Field	Type	Description
`target`	`string`	Specifies which pods receive the `mif.moreh.io/inferenceservice` label for Service endpoint selection. For LeaderWorkerSet: `leader`, `workers`, `all`, or `auto`. For Deployment: target is ignored. Default: `auto`.

kubectl explain --api-version odin.moreh.io/v1alpha1 inferenceservice.status

Field	Type	Description
`replicas`	`integer`	Total number of groups that have been created (updated or not, ready or not).
`updatedReplicas`	`integer`	Number of groups that have been updated (ready or not).
`readyReplicas`	`integer`	Number of groups that are in a ready state (updated or not).
`hpaPodSelector`	`string`	Pod selector string for HPA to identify pods belonging to this InferenceService.
`renderedSpec`	`InferenceServiceSpec`	Fully resolved InferenceServiceSpec after merging templateRefs and template rendering.
`conditions`	`[]Condition`	Conditions represent the latest available observations of an object's state.

kubectl explain --api-version odin.moreh.io/v1alpha1 inferenceservicetemplate

Field	Type	Description
`apiVersion`	`string`	APIVersion defines the versioned schema of this representation of an object.
`kind`	`string`	Kind is a string value representing the REST resource this object represents.
`metadata`	`object`	Standard object's metadata.
`spec`	`InferenceServiceTemplateSpec`	Specification of the desired behavior of the InferenceServiceTemplate.

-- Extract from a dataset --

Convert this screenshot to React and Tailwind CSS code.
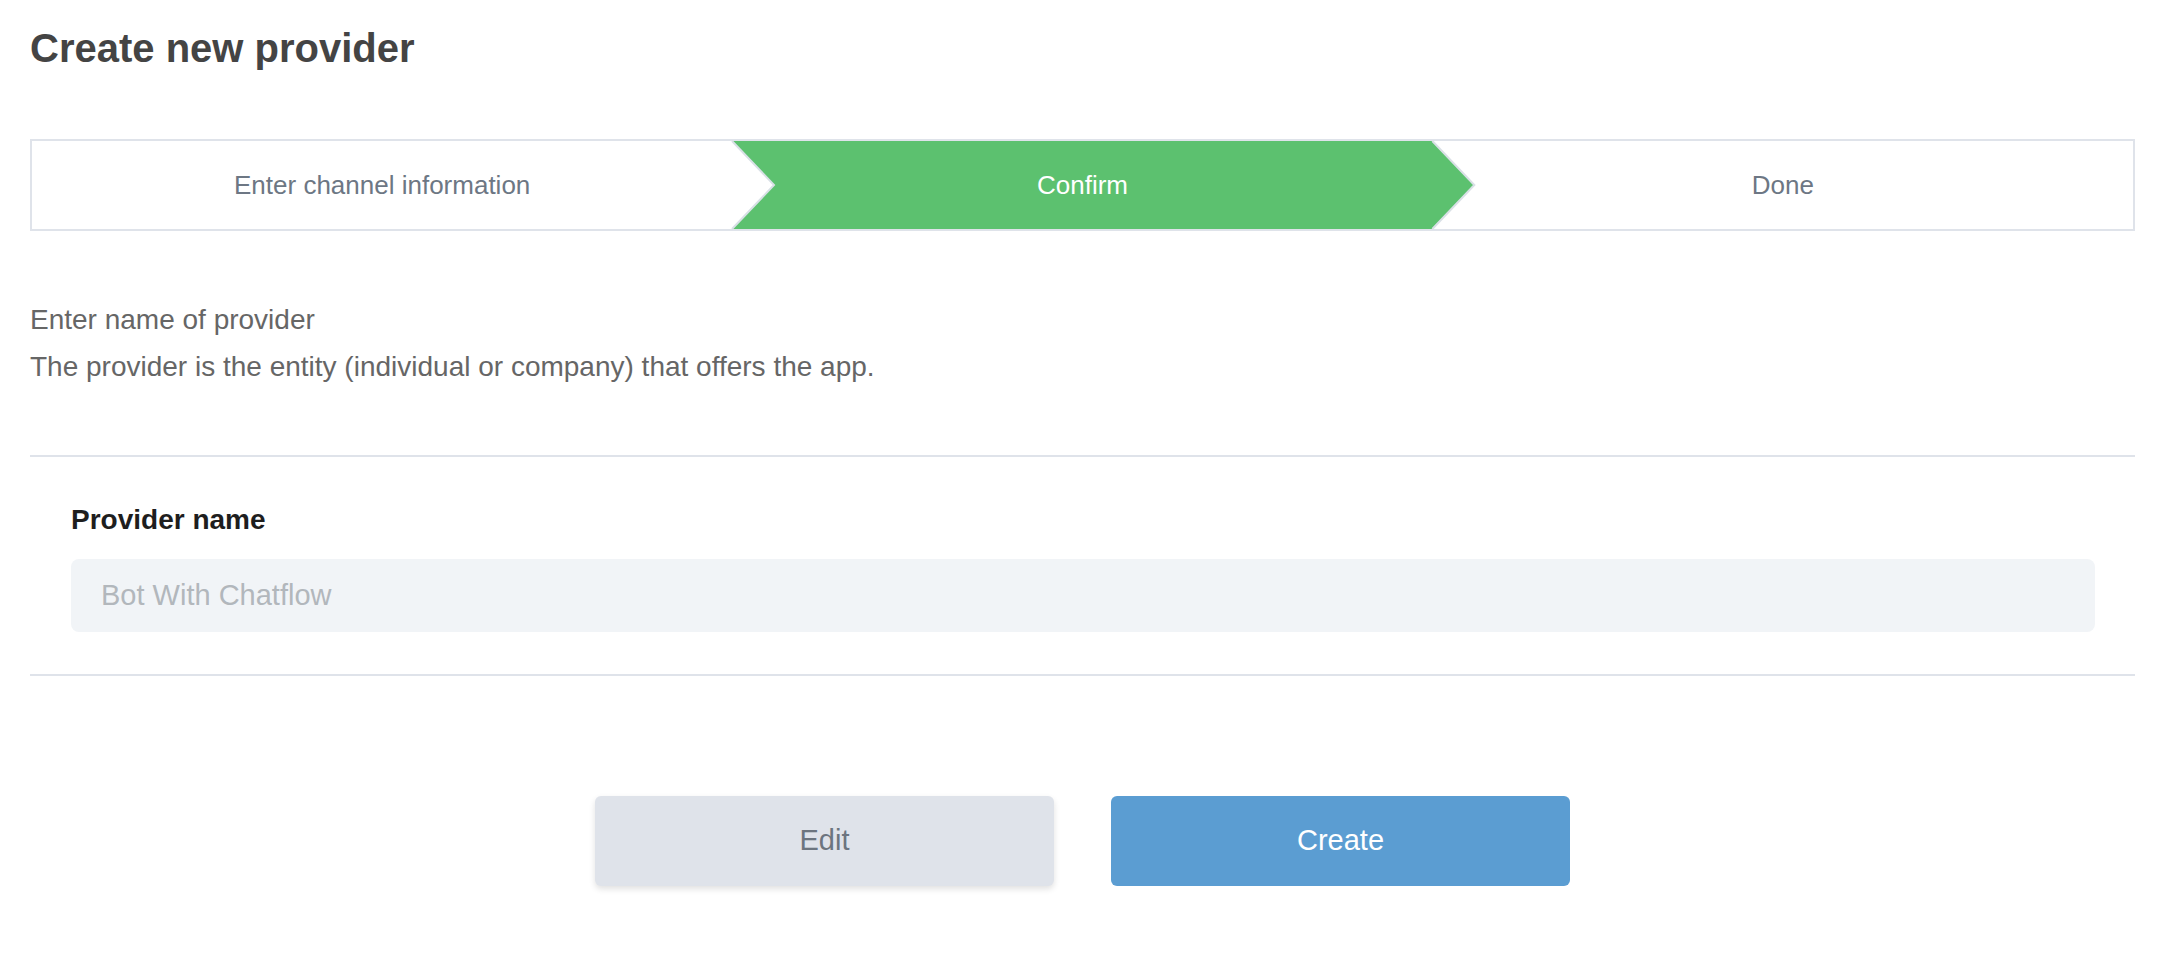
import React from "react";

const steps = ["Enter channel information", "Confirm", "Done"];

function Stepper({ current }) {
  return (
    <div className="mt-[67px] flex h-[92px] border-2 border-[#dfe3ea]">
      {steps.map((label, i) => {
        const active = i === current;
        return (
          <div
            key={label}
            className="relative flex flex-1 items-center justify-center"
          >
            {active && (
              // green chevron drawn behind the label, poking 42px into the next cell
              <svg
                className="absolute left-0 top-0 h-full w-[calc(100%+42px)] overflow-visible"
                viewBox="0 0 742 88"
                preserveAspectRatio="none"
              >
                <polygon
                  points="0,0 700,0 742,44 700,88 0,88 42,44"
                  fill="#5cc16f"
                />
                <polyline
                  points="0,0 42,44 0,88"
                  fill="none"
                  stroke="#d9e0e6"
                  strokeWidth="2"
                  vectorEffect="non-scaling-stroke"
                />
                <polyline
                  points="700,0 742,44 700,88"
                  fill="none"
                  stroke="#d9e0e6"
                  strokeWidth="2"
                  vectorEffect="non-scaling-stroke"
                />
              </svg>
            )}
            <span
              className={
                "relative text-[26px] " +
                (active ? "text-white" : "text-[#6d7784]")
              }
            >
              {label}
            </span>
          </div>
        );
      })}
    </div>
  );
}

export default function App() {
  return (
    <div
      className="min-h-screen bg-white pl-[30px] pr-[39px] pt-[24px] pb-[74px]"
      style={{ fontFamily: '"Liberation Sans", Arial, sans-serif' }}
    >
      <h1 className="text-[40px] font-bold leading-[48px] text-[#444444]">
        Create new provider
      </h1>

      <Stepper current={1} />

      {/* description */}
      <div className="mt-[65px] text-[28px] leading-[47px] text-[#666666]">
        <p>Enter name of provider</p>
        <p>The provider is the entity (individual or company) that offers the app.</p>
      </div>

      {/* form */}
      <div className="mt-[65px] border-y-2 border-[#dfe3ea] pl-[41px] pr-[40px] pt-[45px] pb-[42px]">
        <label className="block text-[28px] font-bold leading-[36px] text-[#1e1e1e]">
          Provider name
        </label>
        <input
          readOnly
          placeholder="Bot With Chatflow"
          className="mt-[21px] block h-[73px] w-full rounded-lg bg-[#f1f4f7] pl-[30px] text-[29px] text-[#333] outline-none placeholder:text-[#b2b7bc]"
        />
      </div>

      {/* actions */}
      <div className="mt-[120px] flex justify-center gap-[57px]">
        <button className="h-[90px] w-[459px] rounded-md bg-[#dfe3ea] text-[29px] text-[#6c757f] shadow-[0_3px_6px_rgba(0,0,0,0.12)]">
          Edit
        </button>
        <button className="h-[90px] w-[459px] rounded-md bg-[#5b9dd2] text-[29px] text-white">
          Create
        </button>
      </div>
    </div>
  );
}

kubectl explain --api-version odin.moreh.io/v1alpha1 inferenceservicetemplate.spec

Field	Type	Description
`framework`	`string`	Framework specifies the inference engine. Enum: `vllm`, `sglang`.
`model`	`ModelSpec`	Model identifies the model to serve.
`parallelism`	`Parallelism`	Parallelism defines the parallelism parameters for distributed inference.
`service`	`ServiceSpec`	Service defines configuration for the Kubernetes Service associated with the InferenceService.
`template`	`PodTemplateSpec`	Template describes the pod template for Deployment or LeaderWorkerSet leader.
`workerTemplate`	`PodTemplateSpec`	WorkerTemplate describes the pod template for LeaderWorkerSet workers.